Jilda and I married in May of 1974. My job at the time paid the minimum wage, which was $2.10 an hour then. Jilda only made $1.50 an hour. After cashing both our paychecks on Friday, we barely had …
Jilda and I married in May of 1974. My job at the time paid the minimum wage, which was $2.10 an hour then. Jilda only made $1.50 an hour.
After cashing both our paychecks on Friday, we barely had enough money to buy food and keep the lights on. Even though our money was thin, I did something that would have made a financial planner scratch her heads. I bought a cherry-colored Gibson Les Paul guitar on the installment plan.
The Les Paul cost more than the car I drove, but the guitar was beautiful, and the car was – well, it was a 1968 Plymouth Valiant. It had been white at one time, but the paint had turned the color of freshly churned butter.
We lived in a 12 x 60 foot house trailer that wasn't air-conditioned. It got so hot one August day that the candles on our living room coffee table melted. I worked at The Community News then. Each day I loaded my guitar into the Valiant and took it to work with me. It was cool at the office and I didn't have to worry about someone stealing the guitar. My thinking at the time was - burglars can have the TV or the lava lamp but no one else will be strumming my Les Paul.
The payments were low, and I paid it off in three years.
It was a beautiful guitar. The design of the neck and the fretboard made playing the guitar feel almost like cheating.
The Les Paul made even cheap amplifiers sound great. My pickin' pals all drooled. It was a piece of melodic art.

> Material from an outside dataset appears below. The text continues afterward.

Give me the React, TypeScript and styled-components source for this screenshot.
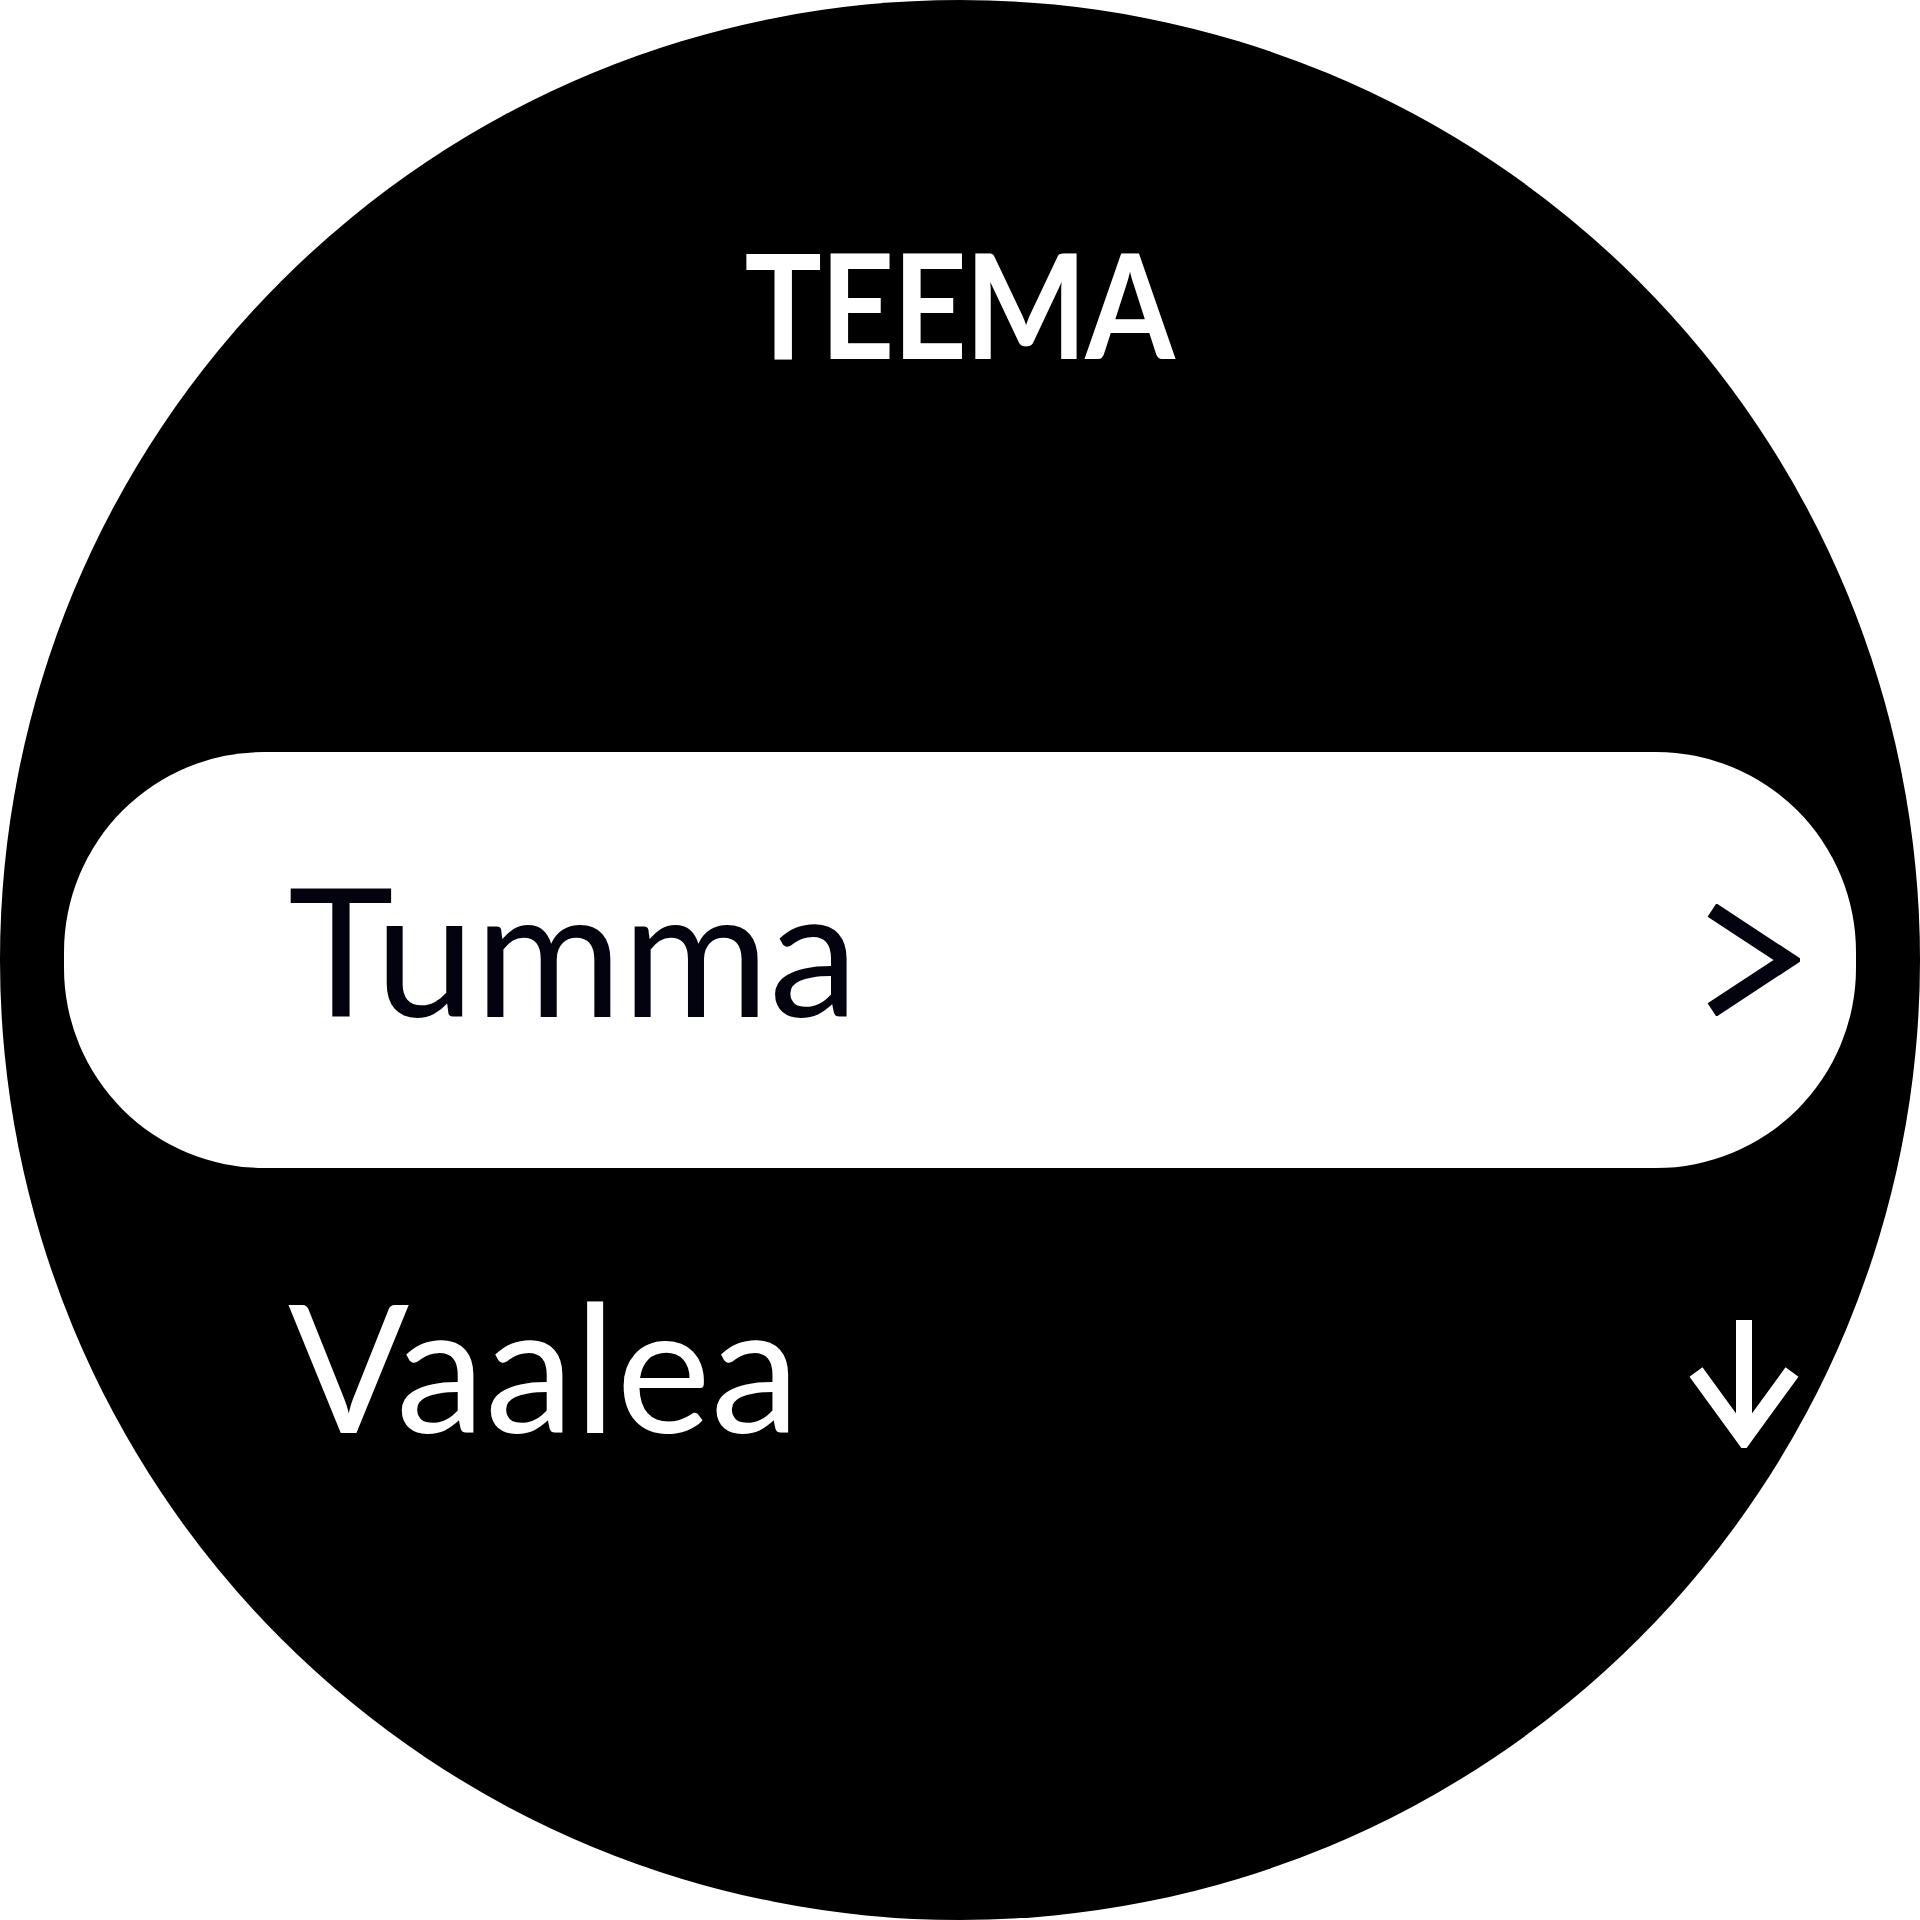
import React from 'react';
import styled, { createGlobalStyle } from 'styled-components';

const GlobalStyle = createGlobalStyle`
  html, body {
    margin: 0;
    padding: 0;
    background: #ffffff;
  }
`;

interface ThemeOption {
  id: string;
  label: string;
  selected: boolean;
}

const OPTIONS: ThemeOption[] = [
  { id: 'dark', label: 'Tumma', selected: true },
  { id: 'light', label: 'Vaalea', selected: false },
];

const ChevronRight = () => (
  <svg width="112" height="112" viewBox="0 0 112 112" fill="none">
    <path d="M24 6 L100 56 L24 106" stroke="#03030f" strokeWidth="16" strokeLinejoin="miter" />
  </svg>
);

const ArrowDown = () => (
  <svg width="112" height="144" viewBox="0 0 112 144" fill="none">
    <path d="M56 16 V136" stroke="#ffffff" strokeWidth="16" />
    <path d="M8 68 L56 134 L104 68" stroke="#ffffff" strokeWidth="16" strokeLinejoin="miter" />
  </svg>
);

const App: React.FC = () => {
  return (
    <>
      <GlobalStyle />
      <Screen>
        <Title>TEEMA</Title>
        <List>
          {OPTIONS.map((option) => (
            <Row key={option.id} selected={option.selected}>
              <Label selected={option.selected}>{option.label}</Label>
              <IconBox>{option.selected ? <ChevronRight /> : <ArrowDown />}</IconBox>
            </Row>
          ))}
        </List>
      </Screen>
    </>
  );
};

export default App;

const Screen = styled.div`
  width: 1920px;
  height: 1920px;
  border-radius: 50%;
  background: #000000;
  overflow: hidden;
  display: flex;
  flex-direction: column;
  align-items: center;
`;

const Title = styled.div`
  margin-top: 231px;
  font-family: Lato, 'Liberation Sans', sans-serif;
  font-weight: 700;
  font-size: 145px;
  line-height: 145px;
  color: #ffffff;
  letter-spacing: -2px;
  padding-right: 2px;
  transform: scaleX(0.89);
`;

const List = styled.div`
  width: 1792px;
  margin-top: 376px;
  display: flex;
  flex-direction: column;
`;

const Row = styled.div<{ selected: boolean }>`
  height: 416px;
  display: flex;
  align-items: center;
  justify-content: space-between;
  padding: 0 56px 0 224px;
  box-sizing: border-box;
  border-radius: 200px;
  background: ${({ selected }) => (selected ? '#ffffff' : 'transparent')};
`;

const Label = styled.span<{ selected: boolean }>`
  font-family: Lato, 'Liberation Sans', sans-serif;
  font-weight: 400;
  font-size: 179px;
  line-height: 179px;
  padding-bottom: 26px;
  color: ${({ selected }) => (selected ? '#03030f' : '#ffffff')};
`;

const IconBox = styled.div`
  width: 112px;
  display: flex;
  align-items: center;
  justify-content: center;
`;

A few years later, I got a job with the phone company, and our prospects became brighter. We still weren't "in the money," but things were looking up.
As often happens when you live close to the edge, our car started guzzling oil. The engine on the old Valiant was shot. We still couldn't afford a new car, so I did something that I still regret. I sold the Les Paul to a guy that worked with me at MaBell.
That trip to Birmingham the day I sold the guitar was a sad one. I didn't cry, but I felt heartsick.
I remember saying to the Valiant when I picked it up from the garage after having the motor rebuilt – YOU BETTER LAST UNTIL I RETIRE!
Each time I walk into a music store these days, I always linger around the Gibson section. The one like I had now goes for over $7,000. You have to get permission from one of the store clerks to play a few chords.
I find myself thinking – now if I sold my cameras, three pints of blood and a kidney, I might be able to buy this baby. Of course, I would then have a divorce to finance.
Scanning through some old photographs today, I came across a picture that Jilda took of me playing the Les Paul and I felt a twinge of sadness.
Did I mention that I loved that guitar?